An oath, a betrayal, and a comet
Enraged, William spent months preparing his forces in Normandy and then set sail for England with them in September. A gifted military commander, Harold was squashing a revolt in northern England when he heard of William’s arrival on the Sussex coast. He quickly mustered all the soldiers and supplies he could and headed south, where he would meet his demise at the Battle of Hastings. Following Harold’s death, William the Conqueror became king. (Meet the medieval woman who outwitted and outlasted her rivals in England and France.)
Cloth of conquest
It is generally believed Bishop Odo commissioned English artisans to create the massive narrative work some time around the year 1070. Many scholars believe it was intended for his new cathedral built in Bayeux in 1077, but the precise intention is unknown.
The Battle of Hastings
On display today at the Musée de la Tapisserie de Bayeux in Normandy, visitors can see the tapestry in full, stretching across several pieces of linen cloth. Nearly 60 scenes embroidered in wool thread show kings, armored soldiers, packed longships, galloping horses, and wild beasts. Art historians believe that each panel was first embroidered before being attached to other panels.

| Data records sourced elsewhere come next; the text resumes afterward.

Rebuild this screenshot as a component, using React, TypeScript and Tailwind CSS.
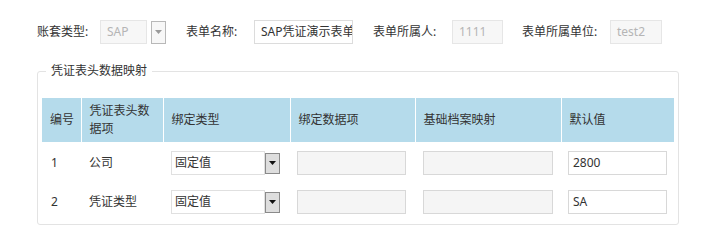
import React from 'react';

const font = { fontFamily: '"Noto Sans", "Noto Sans CJK SC", sans-serif' };

function DropButton({ light }: { light?: boolean }) {
  return (
    <div
      className={
        light
          ? 'w-[15px] h-[23px] border border-[#b8b8b8] bg-[#f7f7f7] flex items-center justify-center'
          : 'w-[15px] h-[21px] border border-[#8a8a8a] bg-[#dedede] flex items-center justify-center'
      }
    >
      <svg width="7" height="4" viewBox="0 0 7 4">
        <path d="M0 0h7L3.5 4z" fill={light ? '#9a9a9a' : '#111'} />
      </svg>
    </div>
  );
}

type Row = { id: number; name: string; value: string };

const rows: Row[] = [
  { id: 1, name: '公司', value: '2800' },
  { id: 2, name: '凭证类型', value: 'SA' },
];

export default function App() {
  return (
    <div className="w-[720px] h-[241px] bg-white text-[12px] text-[#333]" style={font}>
      {/* top filters */}
      <div className="flex items-center pt-[20px] pl-[37px] h-[44px]">
        <span className="w-[63px]">账套类型:</span>
        <div className="w-[47px] h-[24px] border border-[#e6e6e6] bg-[#f7f7f7] text-[#b5b5b5] flex items-center px-[6px]">
          SAP
        </div>
        <div className="ml-[4px]">
          <DropButton light />
        </div>
        <span className="ml-[20px] w-[68px]">表单名称:</span>
        <div className="w-[99px] h-[24px] border border-[#dcdcdc] bg-white flex items-center px-[6px] overflow-hidden whitespace-nowrap">
          SAP凭证演示表单;
        </div>
        <span className="ml-[20px] w-[79px]">表单所属人:</span>
        <div className="w-[51px] h-[24px] border border-[#e6e6e6] bg-[#f7f7f7] text-[#b5b5b5] flex items-center px-[6px]">
          1111
        </div>
        <span className="ml-[19px] w-[88px]">表单所属单位:</span>
        <div className="w-[52px] h-[24px] border border-[#e6e6e6] bg-[#f7f7f7] text-[#b5b5b5] flex items-center px-[6px]">
          test2
        </div>
      </div>

      {/* mapping group */}
      <fieldset className="ml-[37px] mt-[19px] w-[641px] border border-[#e3e3e3] rounded-[3px] px-[4px] pb-[4px]">
        <legend className="ml-[4px] px-[5px] leading-[16px]">凭证表头数据映射</legend>
        <table className="mt-[19px] w-[632px] border-collapse table-fixed">
          <colgroup>
            <col className="w-[39px]" />
            <col className="w-[82px]" />
            <col className="w-[127px]" />
            <col className="w-[125px]" />
            <col className="w-[146px]" />
            <col className="w-[113px]" />
          </colgroup>
          <thead>
            <tr className="h-[44px] bg-[#b5dbeb]">
              {['编号', '凭证表头数据项', '绑定类型', '绑定数据项', '基础档案映射', '默认值'].map((h) => (
                <th
                  key={h}
                  className="px-[8px] first:pr-[2px] first:whitespace-nowrap text-left font-normal leading-[18px] border-l border-r border-white first:border-l-0 last:border-r-0"
                >
                  {h}
                </th>
              ))}
            </tr>
          </thead>
          <tbody>
            {rows.map((r) => (
              <tr key={r.id} className="h-[39px] align-top">
                <td className="pl-[9px] pt-[9px] leading-[24px]">{r.id}</td>
                <td className="px-[8px] pt-[9px] leading-[24px]">{r.name}</td>
                <td className="px-[8px] pt-[9px]">
                  <div className="flex items-center">
                    <div className="w-[94px] h-[24px] border border-[#e0e0e0] bg-white flex items-center px-[3px]">
                      固定值
                    </div>
                    <DropButton />
                  </div>
                </td>
                <td className="px-[7px] pt-[9px]">
                  <div className="w-[109px] h-[24px] border border-[#d8d8d8] bg-[#f5f5f5]" />
                </td>
                <td className="px-[8px] pt-[9px]">
                  <div className="w-[130px] h-[24px] border border-[#d8d8d8] bg-[#f5f5f5]" />
                </td>
                <td className="px-[7px] pt-[9px]">
                  <div className="w-[99px] h-[24px] border border-[#d8d8d8] bg-white flex items-center px-[4px]">
                    {r.value}
                  </div>
                </td>
              </tr>
            ))}
          </tbody>
        </table>
      </fieldset>
    </div>
  );
}
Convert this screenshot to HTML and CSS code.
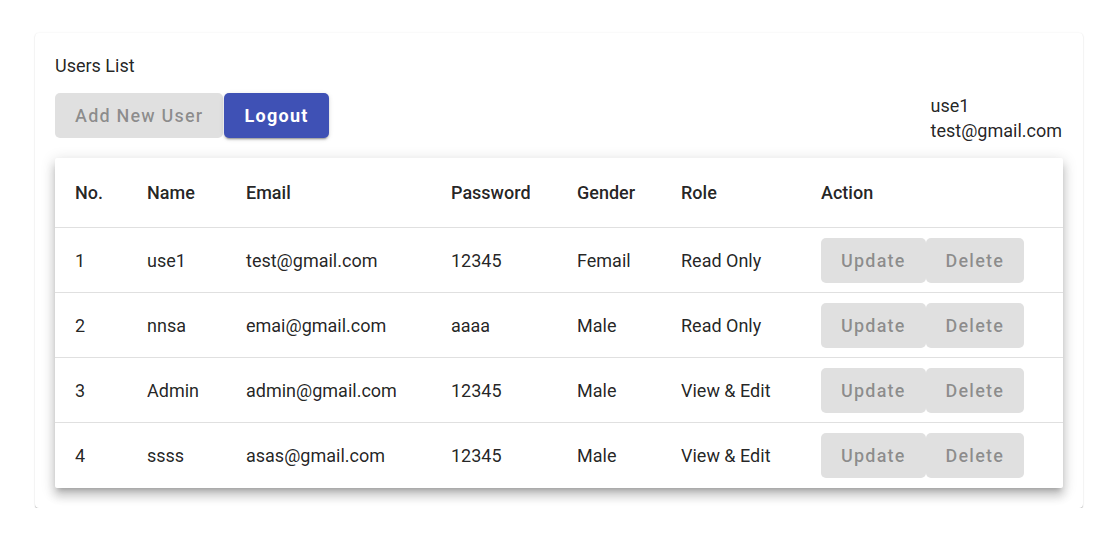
FILE: index.html
```html
<!DOCTYPE html>
<html>
<head>
<meta charset="utf-8">
<link rel="stylesheet" href="styles.css">
</head>
<body>
<div class="page">
  <div class="card">
    <div class="title">Users List</div>
    <div class="toolbar">
      <div class="actions">
        <button class="btn btn-disabled" disabled>Add New User</button>
        <button class="btn btn-primary">Logout</button>
      </div>
      <div class="userinfo">
        <div>use1</div>
        <div>test@gmail.com</div>
      </div>
    </div>
    <div class="table-paper">
      <table class="table">
        <colgroup>
          <col class="c-no"><col class="c-name"><col class="c-email"><col class="c-pass"><col class="c-gender"><col class="c-role"><col class="c-action">
        </colgroup>
        <thead>
          <tr><th>No.</th><th>Name</th><th>Email</th><th>Password</th><th>Gender</th><th>Role</th><th>Action</th></tr>
        </thead>
        <tbody>
          <tr><td>1</td><td>use1</td><td>test@gmail.com</td><td>12345</td><td>Femail</td><td>Read Only</td><td><div class="row-actions"><button class="btn btn-disabled" disabled>Update</button><button class="btn btn-disabled" disabled>Delete</button></div></td></tr>
          <tr><td>2</td><td>nnsa</td><td>emai@gmail.com</td><td>aaaa</td><td>Male</td><td>Read Only</td><td><div class="row-actions"><button class="btn btn-disabled" disabled>Update</button><button class="btn btn-disabled" disabled>Delete</button></div></td></tr>
          <tr><td>3</td><td>Admin</td><td>admin@gmail.com</td><td>12345</td><td>Male</td><td>View &amp; Edit</td><td><div class="row-actions"><button class="btn btn-disabled" disabled>Update</button><button class="btn btn-disabled" disabled>Delete</button></div></td></tr>
          <tr><td>4</td><td>ssss</td><td>asas@gmail.com</td><td>12345</td><td>Male</td><td>View &amp; Edit</td><td><div class="row-actions"><button class="btn btn-disabled" disabled>Update</button><button class="btn btn-disabled" disabled>Delete</button></div></td></tr>
        </tbody>
      </table>
    </div>
  </div>
</div>
</body>
</html>
```
FILE: styles.css
```css
* { box-sizing: border-box; }
html, body { margin: 0; padding: 0; background: #fff; }
body {
  font-family: Roboto, "Liberation Sans", Arial, sans-serif;
  color: rgba(0, 0, 0, 0.87);
}
.page {
  padding: 33px 10px 0 35px;
}
.card {
  width: 1048px;
  background: #fff;
  border-radius: 4px;
  padding: 20px;
  box-shadow: 0px 1px 1px 0px rgba(0,0,0,0.25), 0px 0px 2px 0px rgba(0,0,0,0.08);
}
.title {
  font-size: 18px;
  line-height: 26px;
  margin-bottom: 14px;
}
.toolbar {
  display: flex;
  justify-content: space-between;
  align-items: flex-start;
  margin-bottom: 15px;
}
.actions {
  display: flex;
}
.userinfo {
  font-size: 18px;
  line-height: 25px;
  padding-right: 1px;
}
.btn {
  font-family: Roboto, "Liberation Sans", Arial, sans-serif;
  font-size: 18px;
  font-weight: 500;
  letter-spacing: 1.2px;
  height: 45px;
  padding: 0 20px;
  border: none;
  border-radius: 5px;
  line-height: 45px;
  cursor: pointer;
}
.btn-disabled {
  background: #e0e0e0;
  color: rgba(0, 0, 0, 0.38);
  cursor: default;
}
.btn-primary {
  background: #3f51b5;
  color: #fff;
  font-weight: 700;
  margin-left: 1px;
  letter-spacing: 1.3px;
  box-shadow: 0px 3px 1px -2px rgba(0,0,0,0.2), 0px 2px 2px 0px rgba(0,0,0,0.14), 0px 1px 5px 0px rgba(0,0,0,0.12);
}
.table-paper {
  background: #fff;
  border-radius: 2px;
  box-shadow: 0px 5px 5px -3px rgba(0,0,0,0.2), 0px 8px 10px 1px rgba(0,0,0,0.14), 0px 3px 14px 2px rgba(0,0,0,0.12);
}
.table {
  width: 100%;
  table-layout: fixed;
  border-collapse: collapse;
  font-size: 18px;
}
.c-no { width: 72px; }
.c-name { width: 99px; }
.c-email { width: 205px; }
.c-pass { width: 126px; }
.c-gender { width: 104px; }
.c-role { width: 140px; }
.c-action { width: 262px; }
.table th {
  text-align: left;
  font-weight: 500;
  line-height: 27px;
  padding: 21px 20px;
  border-bottom: 1px solid #e0e0e0;
  white-space: nowrap;
}
.table td {
  text-align: left;
  font-weight: 400;
  line-height: 27px;
  height: 65px;
  padding: 0 20px;
  vertical-align: middle;
  border-bottom: 1px solid #e0e0e0;
  white-space: nowrap;
}
.table tbody tr:last-child td {
  border-bottom: none;
}
.row-actions {
  display: flex;
}
```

The tapestry first appears in the historical record in 1476 in an inventory of cathedral goods. Scholars believe it was displayed one day a year and then stored in the vestry. It isn’t mentioned again until the 18th century. A century later, it went on display in the Louvre in 1803, where Napoleon may have viewed it.
Death on the battlefield
The Bayeux Tapestry remains a potent symbol of conquest. In 1944, ahead of advancing Allied troops, France’s Nazi occupiers took it to Paris but abandoned it there before the liberation of the city. The tapestry, and its chronicle of William’s conquest, resonated with the British troops, given that the D-Day landings took place on Norman beaches. In the Commonwealth war cemetery at Bayeux, a Latin inscription reads: “We, once conquered by William, have now set free the Conqueror’s native land.”